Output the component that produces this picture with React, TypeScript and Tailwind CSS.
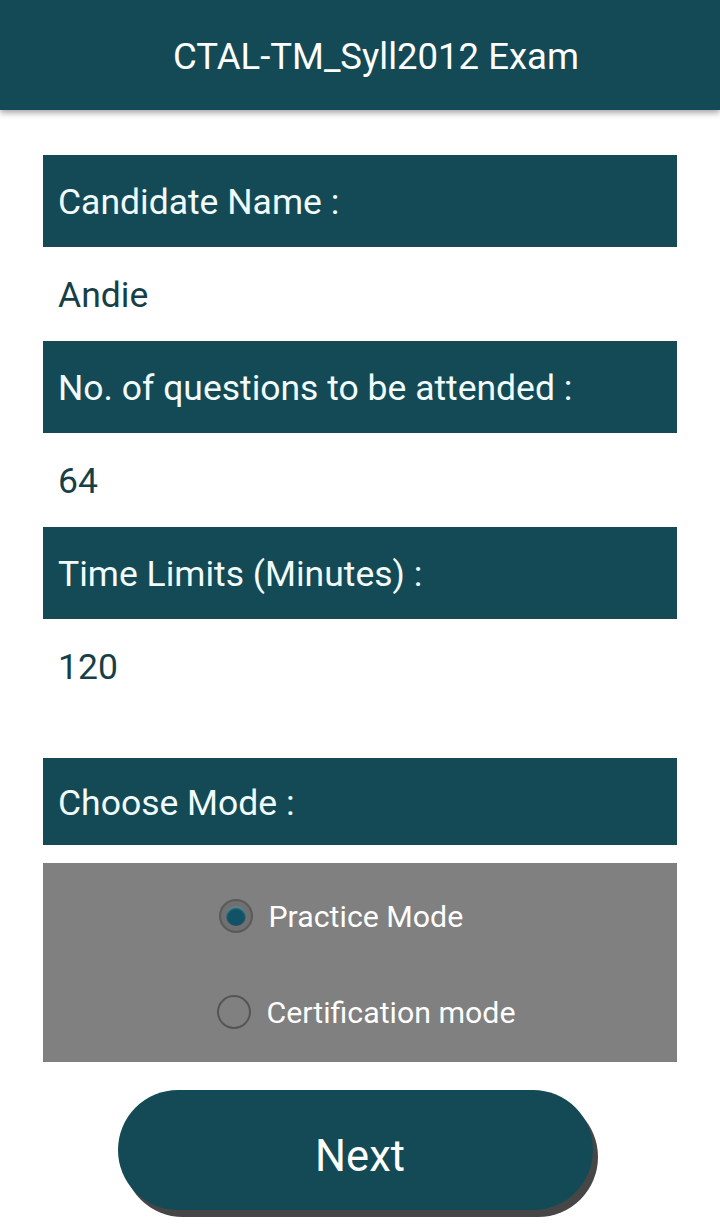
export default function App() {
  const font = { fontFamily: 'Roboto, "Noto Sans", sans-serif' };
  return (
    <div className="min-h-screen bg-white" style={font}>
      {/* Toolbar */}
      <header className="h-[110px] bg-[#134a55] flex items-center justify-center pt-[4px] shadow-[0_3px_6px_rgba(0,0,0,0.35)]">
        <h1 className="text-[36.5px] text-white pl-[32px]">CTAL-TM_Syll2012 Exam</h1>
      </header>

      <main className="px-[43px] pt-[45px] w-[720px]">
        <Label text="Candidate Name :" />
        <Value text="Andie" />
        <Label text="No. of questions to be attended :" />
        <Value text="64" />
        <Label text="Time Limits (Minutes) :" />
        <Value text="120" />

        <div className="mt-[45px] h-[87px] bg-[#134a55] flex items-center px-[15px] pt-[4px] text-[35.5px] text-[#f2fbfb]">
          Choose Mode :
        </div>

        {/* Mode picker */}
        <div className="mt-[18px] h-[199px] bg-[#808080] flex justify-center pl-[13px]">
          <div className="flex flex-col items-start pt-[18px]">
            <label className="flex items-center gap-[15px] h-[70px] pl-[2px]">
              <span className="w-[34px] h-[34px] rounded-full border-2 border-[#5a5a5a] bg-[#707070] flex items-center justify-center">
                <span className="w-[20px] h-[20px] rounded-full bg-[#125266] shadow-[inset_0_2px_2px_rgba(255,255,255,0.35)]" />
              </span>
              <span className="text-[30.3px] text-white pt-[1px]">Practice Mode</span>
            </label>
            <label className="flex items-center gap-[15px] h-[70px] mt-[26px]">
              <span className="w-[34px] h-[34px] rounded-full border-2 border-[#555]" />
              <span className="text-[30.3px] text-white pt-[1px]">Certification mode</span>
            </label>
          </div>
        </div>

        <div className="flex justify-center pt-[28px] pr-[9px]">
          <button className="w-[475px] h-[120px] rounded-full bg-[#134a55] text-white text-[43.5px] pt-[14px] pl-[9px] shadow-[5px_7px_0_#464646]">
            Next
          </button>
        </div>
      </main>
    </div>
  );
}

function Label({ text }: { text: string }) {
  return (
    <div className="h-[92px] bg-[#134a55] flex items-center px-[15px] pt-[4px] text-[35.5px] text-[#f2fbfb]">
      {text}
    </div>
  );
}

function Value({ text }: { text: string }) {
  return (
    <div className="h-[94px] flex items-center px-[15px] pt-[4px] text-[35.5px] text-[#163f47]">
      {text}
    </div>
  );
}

━━━━━━

Return the whole listing, word for word, and leave out every picture.

▶ **EXERCISE RESPONSE**
Output the component that produces this picture with React, TypeScript and Tailwind CSS.
export default function App() {
  const font = { fontFamily: 'Roboto, "Noto Sans", sans-serif' };
  return (
    <div className="min-h-screen bg-white" style={font}>
      {/* Toolbar */}
      <header className="h-[110px] bg-[#134a55] flex items-center justify-center pt-[4px] shadow-[0_3px_6px_rgba(0,0,0,0.35)]">
        <h1 className="text-[36.5px] text-white pl-[32px]">CTAL-TM_Syll2012 Exam</h1>
      </header>

      <main className="px-[43px] pt-[45px] w-[720px]">
        <Label text="Candidate Name :" />
        <Value text="Andie" />
        <Label text="No. of questions to be attended :" />
        <Value text="64" />
        <Label text="Time Limits (Minutes) :" />
        <Value text="120" />

        <div className="mt-[45px] h-[87px] bg-[#134a55] flex items-center px-[15px] pt-[4px] text-[35.5px] text-[#f2fbfb]">
          Choose Mode :
        </div>

        {/* Mode picker */}
        <div className="mt-[18px] h-[199px] bg-[#808080] flex justify-center pl-[13px]">
          <div className="flex flex-col items-start pt-[18px]">
            <label className="flex items-center gap-[15px] h-[70px] pl-[2px]">
              <span className="w-[34px] h-[34px] rounded-full border-2 border-[#5a5a5a] bg-[#707070] flex items-center justify-center">
                <span className="w-[20px] h-[20px] rounded-full bg-[#125266] shadow-[inset_0_2px_2px_rgba(255,255,255,0.35)]" />
              </span>
              <span className="text-[30.3px] text-white pt-[1px]">Practice Mode</span>
            </label>
            <label className="flex items-center gap-[15px] h-[70px] mt-[26px]">
              <span className="w-[34px] h-[34px] rounded-full border-2 border-[#555]" />
              <span className="text-[30.3px] text-white pt-[1px]">Certification mode</span>
            </label>
          </div>
        </div>

        <div className="flex justify-center pt-[28px] pr-[9px]">
          <button className="w-[475px] h-[120px] rounded-full bg-[#134a55] text-white text-[43.5px] pt-[14px] pl-[9px] shadow-[5px_7px_0_#464646]">
            Next
          </button>
        </div>
      </main>
    </div>
  );
}

function Label({ text }: { text: string }) {
  return (
    <div className="h-[92px] bg-[#134a55] flex items-center px-[15px] pt-[4px] text-[35.5px] text-[#f2fbfb]">
      {text}
    </div>
  );
}

function Value({ text }: { text: string }) {
  return (
    <div className="h-[94px] flex items-center px-[15px] pt-[4px] text-[35.5px] text-[#163f47]">
      {text}
    </div>
  );
}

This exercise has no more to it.